# Occupant load factor for horses??



## cda (Mar 10, 2018)

https://www.usatoday.com/story/news...mi-nightclub-now-hotspot-shut-down/413507002/


One foot per hoof??


----------



## steveray (Mar 12, 2018)

I would do 15 per....Sorta like a table and chairs....Maybe JP will give a better answer?....


----------



## tmurray (Mar 12, 2018)

We always allow the occupant to designate their occupant load for farm buildings. We always got through the whole "do you want to hos weddings in your barn" song and dance.

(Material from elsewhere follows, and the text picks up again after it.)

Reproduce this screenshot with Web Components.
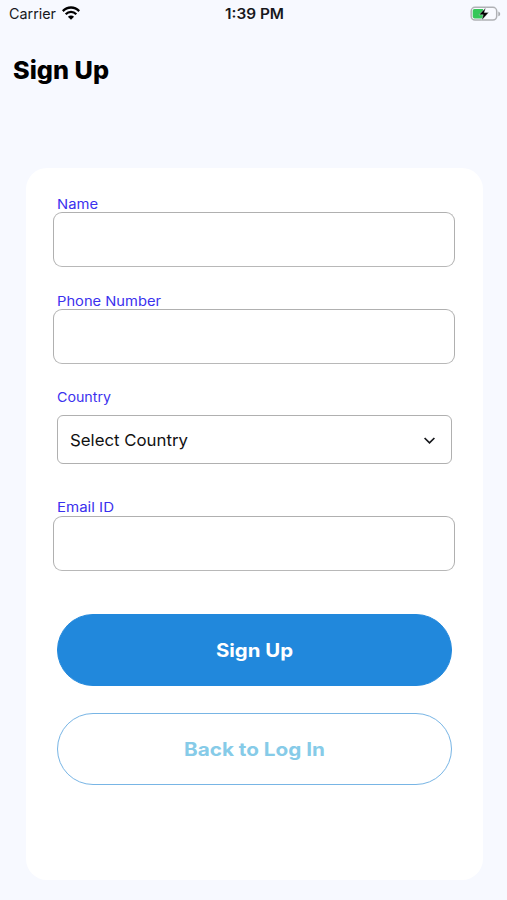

I've found most to be fairly honest.

That poor horse. I can only imagine the stress of it being in that nightclub.


----------



## cda (Mar 12, 2018)

tmurray said:


> We always allow the occupant to designate their occupant load for farm buildings. We always got through the whole "do you want to hos weddings in your barn" song and dance. I've found most to be fairly honest.
> 
> That poor horse. I can only imagine the stress of it being in that nightclub.




He was waiting for the band to play " *Horse With No Name "*


----------



## jpranch (Mar 12, 2018)

What a bunch of morons. Too bad is was not Lunatic Fringe from the Burch Ranch:


----------



## cda (Mar 12, 2018)

Great ride for both


----------



## Pcinspector1 (Mar 12, 2018)

Or "beer for your horses"


----------